Soto left the group soon after it formed, and the late James Levesque took his place. Palm wrote most of the songs for the group’s 1981 debut, Living In Darkness, but Lavesque’s contributions have been called essential by longtime fans. Released on Posh Boy Records, the album opens with what is undoubtedly Agent Orange’s most well-known song, “Bloodstains.”

A staple of any respectable skate-rock collection, the song—made more famous when The Offspring covered it—declares in its lyrics: “Things seem so much different now/ The scene has died away.” For punks, wannabe punks and curious onlookers around the United States, especially those areas that had no punk scene at all, this was a total letdown, like getting told school was dismissed before you even had a chance to enroll. But as with everything worth exploring, context is important.

Orange County is synonymous with wealth. Every stereotype one can conjure with regard to conservative suburbia was likely hatched there first. Plus, it’s absolutely gigantic. Its 3 million residents populate a full 34 proper cities.
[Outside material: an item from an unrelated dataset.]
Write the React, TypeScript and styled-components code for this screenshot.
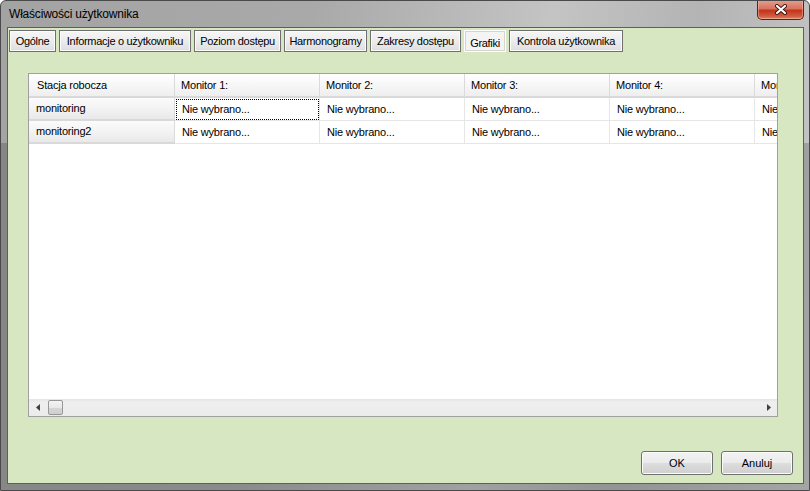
import React from "react";
import styled, { createGlobalStyle } from "styled-components";

const GlobalStyle = createGlobalStyle`
  html, body {
    margin: 0;
    padding: 0;
    background: #ffffff;
  }
  body {
    font-family: "Liberation Sans", Arial, sans-serif;
    font-size: 11px;
    color: #000;
  }
`;

const tabs = [
  { label: "Ogólne", width: 47 },
  { label: "Informacje o użytkowniku", width: 132 },
  { label: "Poziom dostępu", width: 87 },
  { label: "Harmonogramy", width: 83 },
  { label: "Zakresy dostępu", width: 91 },
  { label: "Grafiki", width: 42, active: true },
  { label: "Kontrola użytkownika", width: 114 },
];

const stations = ["monitoring", "monitoring2"];
const monitors = ["Monitor 1:", "Monitor 2:", "Monitor 3:", "Monitor 4:", "Monitor 5:"];

const WindowFrame = styled.div`
  width: 810px;
  height: 491px;
  box-sizing: border-box;
  border: 1px solid #4a4a4a;
  border-radius: 6px 6px 0 0;
  display: flex;
  flex-direction: column;
  overflow: hidden;
  background: linear-gradient(to bottom, transparent 0, transparent 142px, rgba(0, 0, 0, 0.18) 142px),
    linear-gradient(100deg, #a3a3a3 0%, #a9a9a9 35%, #c4c4c4 62%, #b4b4b4 78%, #c9c9c9 100%);
`;

const TitleBar = styled.div`
  height: 26px;
  display: flex;
  justify-content: space-between;
  align-items: flex-start;
  padding: 0 5px 0 8px;
`;

const Title = styled.div`
  font-size: 12px;
  letter-spacing: -0.2px;
  line-height: 26px;
`;

const CloseButton = styled.div`
  margin-top: -1px;
  width: 47px;
  height: 20px;
  box-sizing: border-box;
  border: 1px solid #5a2219;
  border-top: none;
  border-radius: 0 0 5px 5px;
  display: flex;
  align-items: center;
  justify-content: center;
  background: linear-gradient(to bottom, #e6a091 0%, #d7735e 45%, #c2351a 55%, #cf5b40 85%, #e08a6e 100%);
  box-shadow: inset 0 0 0 1px rgba(255, 200, 190, 0.45);
`;

const ClientArea = styled.div`
  flex: 1;
  margin: 0 5px 6px 6px;
  border: 1px solid #5e5e5e;
  background: #d6e7c1;
  display: flex;
  flex-direction: column;
  min-height: 0;
`;

const TabRow = styled.div`
  display: flex;
  gap: 3px;
  padding: 2px 0 0 1px;
`;

const Tab = styled.div<{ $width: number; $active?: boolean }>`
  flex-shrink: 0;
  width: ${(p) => p.$width}px;
  height: 22px;
  box-sizing: border-box;
  display: flex;
  align-items: center;
  justify-content: center;
  overflow: hidden;
  letter-spacing: -0.3px;
  white-space: nowrap;
  border: 1px solid ${(p) => (p.$active ? "#ffffff" : "#6f6f6f")};
  background: ${(p) =>
    p.$active ? "#f4f4f4" : "linear-gradient(to bottom, #f6f6f6 0%, #ececec 50%, #dedede 100%)"};
  box-shadow: ${(p) => (p.$active ? "inset 0 0 0 1px #d4d4d4" : "inset 0 0 0 1px #fbfbfb")};
  padding-top: ${(p) => (p.$active ? "3px" : "0")};
`;

const GridBox = styled.div`
  margin: 21px 25px 0 20px;
  height: 344px;
  box-sizing: border-box;
  border: 1px solid #a0a0a0;
  background: #ffffff;
  display: flex;
  flex-direction: column;
`;

const GridBody = styled.div`
  flex: 1;
  overflow: hidden;
`;

const GridRow = styled.div`
  display: flex;
`;

const GridCell = styled.div<{ $width?: number; $kind: "head" | "side" | "data"; $focus?: boolean; $pad?: number }>`
  flex-shrink: 0;
  width: ${(p) => p.$width ?? 145}px;
  height: ${(p) => (p.$kind === "head" ? 24 : 23)}px;
  box-sizing: border-box;
  display: flex;
  align-items: center;
  padding-left: ${(p) => p.$pad ?? (p.$kind === "data" ? 7 : 6)}px;
  padding-bottom: 1px;
  white-space: nowrap;
  overflow: hidden;
  letter-spacing: -0.2px;
  border-right: 1px solid ${(p) => (p.$kind === "data" ? "#e6e6e6" : "#dadada")};
  border-bottom: ${(p) => (p.$kind === "data" ? "1px solid #e6e6e6" : "2px solid #d9d9d9")};
  background: ${(p) =>
    p.$kind === "head"
      ? "linear-gradient(to bottom, #ffffff 0%, #f7f7f7 50%, #eeeeee 100%)"
      : p.$kind === "side"
      ? "linear-gradient(to bottom, #fbfbfb 0%, #f3f3f3 50%, #e9e9e9 100%)"
      : "#ffffff"};
  outline: ${(p) => (p.$focus ? "1px dotted #000" : "none")};
  outline-offset: -2px;
`;

const ScrollBar = styled.div`
  height: 17px;
  flex-shrink: 0;
  display: flex;
  align-items: center;
  background: linear-gradient(to bottom, #e4e4e4 0%, #efefef 20%, #ebebeb 100%);
`;

const ScrollArrow = styled.div`
  width: 17px;
  height: 17px;
  display: flex;
  align-items: center;
  justify-content: center;
`;

const ScrollThumb = styled.div`
  width: 15px;
  height: 15px;
  margin-left: 2px;
  box-sizing: border-box;
  border: 1px solid #979797;
  border-radius: 2px;
  background: linear-gradient(to bottom, #f4f4f4 0%, #e9e9e9 50%, #d6d6d6 51%, #cfcfcf 100%);
`;

const Spacer = styled.div`
  flex: 1;
`;

const Footer = styled.div`
  margin-top: auto;
  display: flex;
  justify-content: flex-end;
  gap: 8px;
  padding: 0 10px 8px 0;
`;

const DialogButton = styled.div`
  width: 72px;
  height: 24px;
  box-sizing: border-box;
  border: 1px solid #707070;
  border-radius: 3px;
  display: flex;
  align-items: center;
  justify-content: center;
  background: linear-gradient(to bottom, #f2f2f2 0%, #ebebeb 50%, #dddddd 51%, #cfcfcf 100%);
  box-shadow: inset 0 0 0 1px #fbfbfb;
`;

export default function App() {
  return (
    <>
      <GlobalStyle />
      <WindowFrame>
        <TitleBar>
          <Title>Właściwości użytkownika</Title>
          <CloseButton>
            <svg width="14" height="11" viewBox="0 0 14 11">
              <path d="M3 2 L11 9 M11 2 L3 9" stroke="#3a1410" strokeWidth="4" strokeLinecap="round" />
              <path d="M3 2 L11 9 M11 2 L3 9" stroke="#ffffff" strokeWidth="2.2" strokeLinecap="round" />
            </svg>
          </CloseButton>
        </TitleBar>
        <ClientArea>
          <TabRow>
            {tabs.map((t) => (
              <Tab key={t.label} $width={t.width} $active={t.active}>
                {t.label}
              </Tab>
            ))}
          </TabRow>
          <GridBox>
            <GridBody>
              <GridRow>
                <GridCell $kind="head" $width={146} $pad={8}>
                  Stacja robocza
                </GridCell>
                {monitors.map((m) => (
                  <GridCell key={m} $kind="head">
                    {m}
                  </GridCell>
                ))}
              </GridRow>
              {stations.map((s, r) => (
                <GridRow key={s}>
                  <GridCell $kind="side" $width={146} $pad={7}>
                    {s}
                  </GridCell>
                  {monitors.map((m, c) => (
                    <GridCell key={m} $kind="data" $focus={r === 0 && c === 0}>
                      Nie wybrano...
                    </GridCell>
                  ))}
                </GridRow>
              ))}
            </GridBody>
            <ScrollBar>
              <ScrollArrow>
                <svg width="4" height="7" viewBox="0 0 4 7">
                  <path d="M4 0 L0 3.5 L4 7 Z" fill="#404040" />
                </svg>
              </ScrollArrow>
              <ScrollThumb />
              <Spacer />
              <ScrollArrow>
                <svg width="4" height="7" viewBox="0 0 4 7">
                  <path d="M0 0 L4 3.5 L0 7 Z" fill="#404040" />
                </svg>
              </ScrollArrow>
            </ScrollBar>
          </GridBox>
          <Footer>
            <DialogButton>OK</DialogButton>
            <DialogButton>Anuluj</DialogButton>
          </Footer>
        </ClientArea>
      </WindowFrame>
    </>
  );
}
Area bands of the time, such as Social Distortion, TSOL, The Vandals, Adolescents and D.I., had more than enough targets for their lyrical and musical barbs, leading to what one can imagine was a sense of heavy ennui.

But Agent Orange never sounded much like their peers, especially by 1986, when their second album, This Is the Voice, came out. The original trio was still intact, but the songs had shifted into high-gear, mod-influenced sharpness. “It’s In Your Head” and “I Kill Spies” could’ve been compositions by The Jam (albeit with U.S. accents). The high-energy pop of “Fire in the Rain” was a nod to the nascent college-rock sound that was just starting to twist around the nation. Still, Agent Orange was ensconced solidly with the skate scene, which at that time was more about a feeling of propulsion than any codified sound. (It was around this time that Agent Orange had its own board—designed by Palm and Lavesque—issued by Vision Skateboards.)

The third Agent Orange album, Virtually Indestructible, came out in 1996 and the band spent the next two decades touring the world, including several runs on the Vans Warped Tour. Since 2003, Palm has been joined by bassist Perry Giordano (aka Perry Gx) and drummer Dave Klein from The Bomboras, who were named after a song by The Original Surfaris. So, not exactly full circle, but pretty darn close.

Lineup changes notwithstanding, Agent Orange is unique among bands that have held their name for nearly four decades. Whereas so many groups, punk and otherwise, have been having a real ball of a time of late by reforming and getting high-dollar gigs, Agent Orange simply never stopped playing. Live video from only weeks ago, when the band was in Sydney, Australia, just hit the web, and through the sweat, noise and swirling crowd, one thing is clear: Age only erodes urgency if you allow it.